Instagram is getting a bad rap right now. And yes, much of it is justified – but the truth is, thanks to this online image-sharing platform I have had a breakthrough with a student that I don’t think would have been possible otherwise.

It started 18 months ago. A student who had completed a year at another institution came to us, battle-worn and without her friends, left behind while they were enjoying college life and progressing.

She had taken an educational hit and was feeling it. But with us and a brand new set of subjects she wanted to find her place and to be successful at something.

And last year she mostly was, with a set of decent grades at AS and a straight progression onto the full A Levels. Again she progressed, doing fine, completing her targets, finishing her work.

But there had to be more. I knew she wasn’t pushing herself, that she still felt worried about making mistakes and was working below her ability. So how to get her achieving at the correct level in these last few months? How to make that leap so her grade could leap too?

Invisible barrier

I did the normal teacher things – gave clear and focused feedback, spoke to her parents and other tutors about how best to support her, and was always positive and encouraging; but nothing changed.

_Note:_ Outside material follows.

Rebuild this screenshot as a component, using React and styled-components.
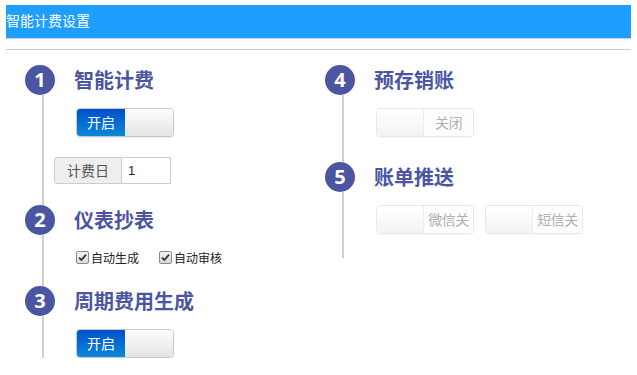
import React from 'react';
import styled, { createGlobalStyle } from 'styled-components';

const GlobalStyle = createGlobalStyle`
    body {
        margin: 0;
        background: #fff;
        font-family: "Noto Sans CJK SC", "Liberation Sans", sans-serif;
    }
`;

const Page = styled.div`
    width: 625px;
    padding: 5px 6px 0;
`;

const Header = styled.div`
    height: 33px;
    background: #1e9fff;
    border-bottom: 1px solid #cfcfcf;
    color: #fff;
    font-size: 14px;
    line-height: 31px;
`;

const Divider = styled.div`
    height: 1px;
    margin-top: 10px;
    background: #cccccc;
`;

const Columns = styled.div`
    display: flex;
    padding: 15px 0 0 19px;
`;

const Column = styled.div`
    width: ${p => p.$width}px;
    display: flex;
    flex-direction: column;
`;

const StepRow = styled.div`
    display: flex;
`;

const Rail = styled.div`
    width: 30px;
    display: flex;
    flex-direction: column;
    flex-shrink: 0;
`;

const Num = styled.div`
    width: 30px;
    height: 30px;
    border-radius: 50%;
    background: #4b55a2;
    color: #fff;
    font-family: "Open Sans", "Liberation Sans", sans-serif;
    font-weight: 700;
    font-size: 20px;
    line-height: 30px;
    text-align: center;
`;

const Line = styled.div`
    flex: 1;
    width: 2px;
    margin-left: 17px;
    background: #d0d0d0;
`;

const Body = styled.div`
    margin-left: 19px;
    padding-bottom: ${p => p.$pb}px;
    display: flex;
    flex-direction: column;
    align-items: flex-start;
`;

const Title = styled.div`
    height: 30px;
    line-height: 30px;
    font-size: 20px;
    font-weight: 700;
    color: #4b55a2;
`;

const Switch = styled.div`
    display: flex;
    width: 98px;
    height: 29px;
    box-sizing: border-box;
    margin: ${p => p.$mt}px 0 0 2px;
    border: 1px solid ${p => (p.$on ? '#c8c8c8' : '#e8e8e8')};
    border-radius: 4px;
    overflow: hidden;
    font-size: 14px;
    box-shadow: 0 1px 1px rgba(0, 0, 0, ${p => (p.$on ? 0.08 : 0.03)});
`;

const SwitchOn = styled.div`
    width: 48px;
    background: linear-gradient(#0050c8, #0a88da);
    color: #fff;
    text-align: center;
    line-height: 27px;
`;

const SwitchKnob = styled.div`
    flex: 1;
    background: ${p => (p.$on ? 'linear-gradient(#fdfdfd, #e4e4e4)' : 'linear-gradient(#ffffff, #f3f3f3)')};
    border-right: ${p => (p.$on ? 'none' : '1px solid #ececec')};
`;

const SwitchOff = styled.div`
    width: 49px;
    background: #fdfdfd;
    color: #b0b0b0;
    text-align: center;
    line-height: 27px;
    white-space: nowrap;
    letter-spacing: -0.5px;
`;

const SwitchGroup = styled.div`
    display: flex;
    gap: 11px;
    margin: 13px 0 0 2px;
    & > div {
        margin: 0;
    }
`;

const InputGroup = styled.div`
    display: flex;
    margin: 20px 0 0 -20px;
    height: 27px;
    font-size: 14px;
`;

const Addon = styled.div`
    width: 66px;
    background: #eeeeee;
    border: 1px solid #cccccc;
    border-radius: 3px 0 0 3px;
    color: #555;
    text-align: center;
    line-height: 25px;
`;

const Field = styled.div`
    width: 42px;
    border: 1px solid #cccccc;
    border-left: none;
    padding-left: 6px;
    line-height: 25px;
    color: #222;
    font-family: "Liberation Sans", sans-serif;
    font-size: 13px;
`;

const Checks = styled.div`
    display: flex;
    gap: 20px;
    margin: 15px 0 0 2px;
`;

const Check = styled.label`
    display: flex;
    align-items: center;
    gap: 2px;
    font-size: 12px;
    color: #222;
    line-height: 15px;
`;

const Box = styled.span`
    width: 11px;
    height: 11px;
    border: 1px solid #8a8a8a;
    border-radius: 2px;
    background: linear-gradient(#f4f4f4, #d8d8d8);
    display: flex;
    align-items: center;
    justify-content: center;
`;

function Checkbox({ label }) {
    return (
        <Check>
            <Box>
                <svg width="9" height="9" viewBox="0 0 9 9">
                    <path d="M1 4.6 L3.4 7 L8 1.6" fill="none" stroke="#333" strokeWidth="1.8" />
                </svg>
            </Box>
            {label}
        </Check>
    );
}

function OnSwitch() {
    return (
        <Switch $on $mt={13}>
            <SwitchOn>开启</SwitchOn>
            <SwitchKnob $on />
        </Switch>
    );
}

function OffSwitch({ text, mt = 0 }) {
    return (
        <Switch $mt={mt}>
            <SwitchKnob />
            <SwitchOff>{text}</SwitchOff>
        </Switch>
    );
}

function Step({ n, title, pb, children }) {
    return (
        <StepRow>
            <Rail>
                <Num>{n}</Num>
                <Line />
            </Rail>
            <Body $pb={pb}>
                <Title>{title}</Title>
                {children}
            </Body>
        </StepRow>
    );
}

export default function App() {
    return (
        <>
            <GlobalStyle />
            <Page>
                <Header>智能计费设置</Header>
                <Divider />
                <Columns>
                    <Column $width={300}>
                        <Step n="1" title="智能计费" pb={21}>
                            <OnSwitch />
                            <InputGroup>
                                <Addon>计费日</Addon>
                                <Field>1</Field>
                            </InputGroup>
                        </Step>
                        <Step n="2" title="仪表抄表" pb={21}>
                            <Checks>
                                <Checkbox label="自动生成" />
                                <Checkbox label="自动审核" />
                            </Checks>
                        </Step>
                        <Step n="3" title="周期费用生成" pb={0}>
                            <OnSwitch />
                        </Step>
                    </Column>
                    <Column $width={300}>
                        <Step n="4" title="预存销账" pb={25}>
                            <OffSwitch text="关闭" mt={13} />
                        </Step>
                        <Step n="5" title="账单推送" pb={24}>
                            <SwitchGroup>
                                <OffSwitch text="微信关" />
                                <OffSwitch text="短信关" />
                            </SwitchGroup>
                        </Step>
                    </Column>
                </Columns>
            </Page>
        </>
    );
}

So I tried something a little more dramatic and asked her to re-present all her work, to make her sketchbook slick and crisp, to move away from the scrapbook approach that wasn’t working.

Amazingly, not only did she agree but she did it all in one week; and in doing so doubled the amount of work on each page, creating new content, new designs to bolster the rest.

Good, I thought, we are getting there.

But still, she worked alone, still looked scared, despite the clear improvements she had made.

Work experience I thought. This will help her. So I talked to her of a local interior design company, already offering a placement to another student.

“Show them your work, ask to help out, get used to talking to customers and clients,” I suggested. I knew she could do all this and more, but she was too frightened.

What stopped her? Why couldn’t I get her to see how able she was and what she could do?

A safe space

It was fear. Fear of people seeing her and judging her and thinking she wasn’t good enough.

And that’s when I thought of it: an Instagram account. It would be a safe way to get her work shown, with no face-to-face required.

Still, though, she just couldn’t bring herself to do it. I was starting to despair… until I remembered. We have a department account.

Straight away, I did two things. First I put my student’s work on there, anonymously, then I went onto my own social media and asked my friends to ‘like’ it.

And they did – but not just that. They left genuine, enthusiastic encouragement, and praise.

A week later, a new account was following me.

It was my student, and she had started putting her work up herself. “I saw the comments,” she said, with the start of a smile, “and I realised I could do it.”

Of course, we still have far to travel, but from this account she can build her confidence, link in with other local creatives and follow the interiors company that’s 200 yards from our art buildings and willing to take on students to give them experience.

Setting up a social media account may sound like a very small thing – but for this young person, I know a leap of faith is taking place – an act of bravery, and one I believe will bring its reward.